Die Antworten der Landesregierung zu den Fragen der Förderung an den Gymnasien sind enttäuschend. Einerseits bleiben sie an der Oberfläche, zeigen, dass der Untersuchung der Wirksamkeit zu wenig Aufmerksamkeit durch die Landesregierung geschenkt wird.
Auf der anderen Seite fühlt man sich beim Lesen der Antworten hin und wieder in ein Märchenland versetzt, dass es hier einfach nicht gibt. (Beispiel: „Für Einzelmaßnahmen werden zusätzliche finanzielle und personelle Ressourcen, wie z. B. pädagogische Mitarbeiter, Schulpsychologen, Schulsozialarbeiter, durch das Land bereitgestellt bzw. durch die Schulen einbezogen).
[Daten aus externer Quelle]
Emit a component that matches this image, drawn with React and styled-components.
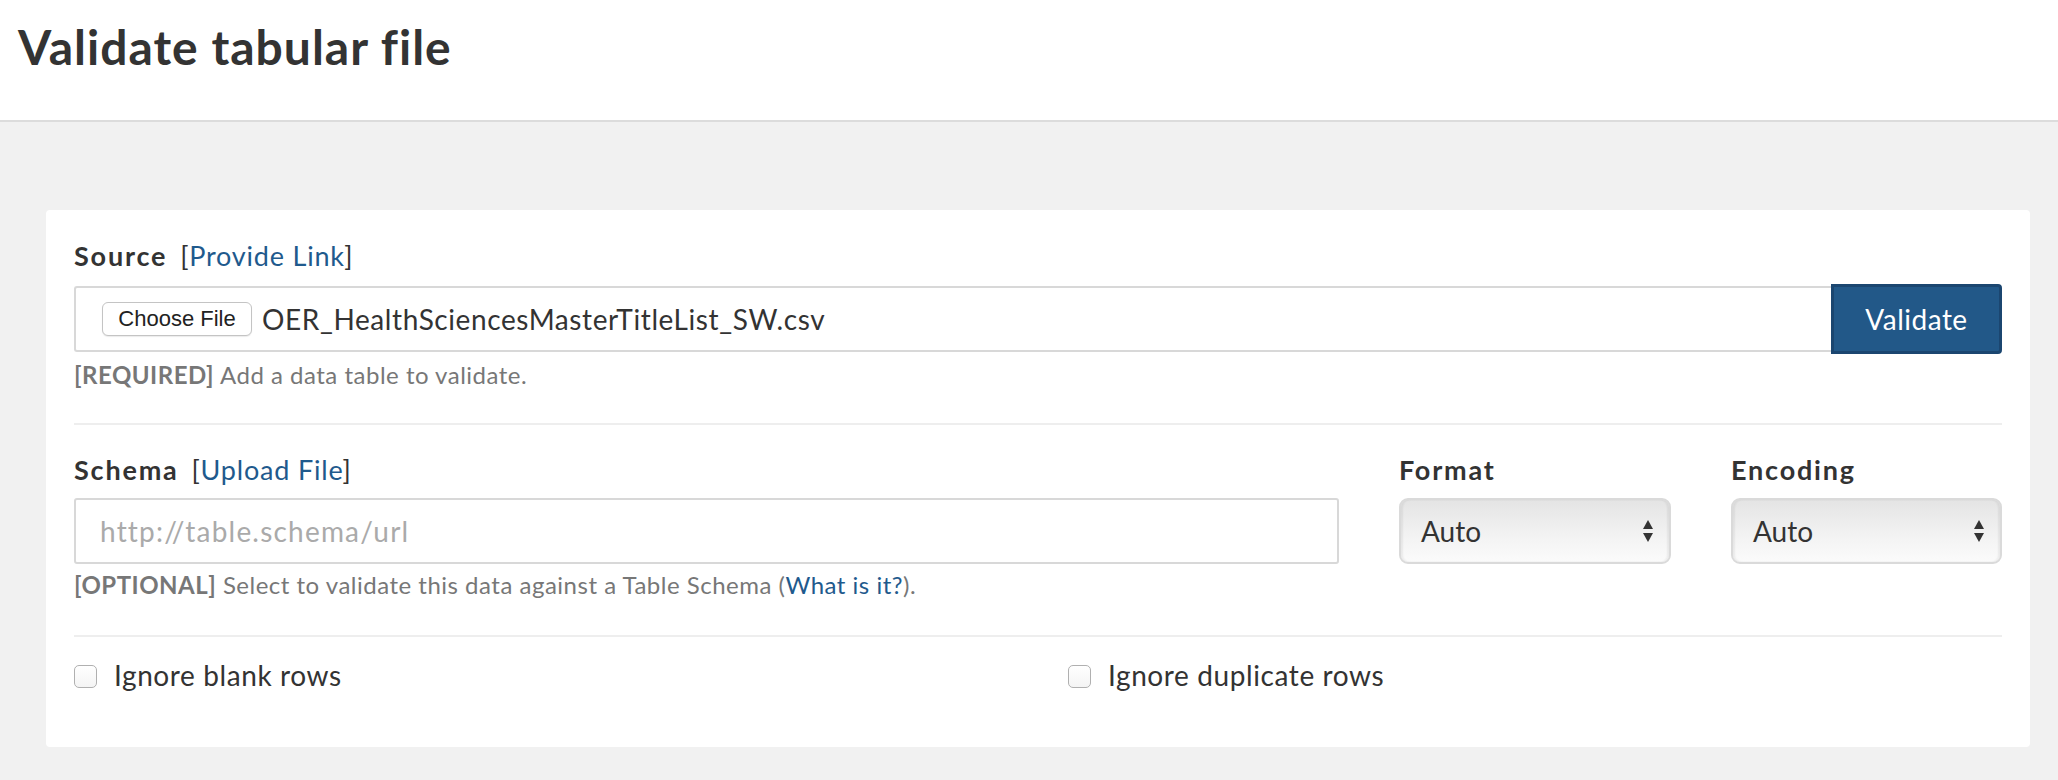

Die von der Landesregierung skizzierten Gründe für einen Abbruch der ersten gymnasialen Ausbildung bleiben arg an der Oberfläche. Wenn die dargestellten Schritte gegen einen Abbruch der gymnasialen Ausbildung wirklich alles ist, was das Land initiiert hat, so ist das recht mager. Ein Wahlpflichtkurs „Lernmethoden“, der bei zahlreichen Schulpraktikerinnen und -praktikern bisher recht umstritten war, kann doch bestenfalls eine Ergänzung, ein Hilfsmittel sein. Der Kern des Problems liegt im Lernprozess in den einzelnen Fächern, wie es hier gelingt, Interesse zu wecken, differenziert zu fördern, Stärken zum Tragen zu bringen und Schwachstellen schrittweise zu überwinden. Es gibt noch eine zu große Zahl von Schülerinnen und Schülern, die sich an ihrem Gymnasium allein gelassen fühlen, die, wie die Landesregierung schreibt, eben nur „beobachtet und begleitet“ werden.

Auch wir halten Kompetenzorientierung, bundesweite Vergleichbarkeit und verlässliche Unterrichtsorganisation für richtige und tragfähige Ansätze. Der Innovationsprozess muss aber besser und „schulnäher“ unterstützt und auch evaluiert werden.

Die Praxis der Jahrgangswiederholung, das sogenannte „Sitzenbleiben“ bleibt umstritten. Die hier genannten Maßnahmen, damit die Jahrgangswiederholungen nicht nur eine zweifelhafte „Ehrenrunde“ sind, sondern zielgerichtet und in den notwendigen Schwerpunkten gefördert werden, sind wenig überzeugend. Es sollte schon zu denken geben, wenn ca. 6.000 Schülerinnen und Schüler spezielle Kurse allein in der Sekundarstufe I im Schuljahr 2014/2015 zum „Defizitausgleich“ nutzen müssen. Hinzutreten noch tausende Stunden privater Nachhilfe.
Zusammenfassend kann eingeschätzt werden, dass dem Gymnasium als einer schülerstarken Schulform auch in Zukunft  größerer Aufmerksamkeit zu schenken sein wird.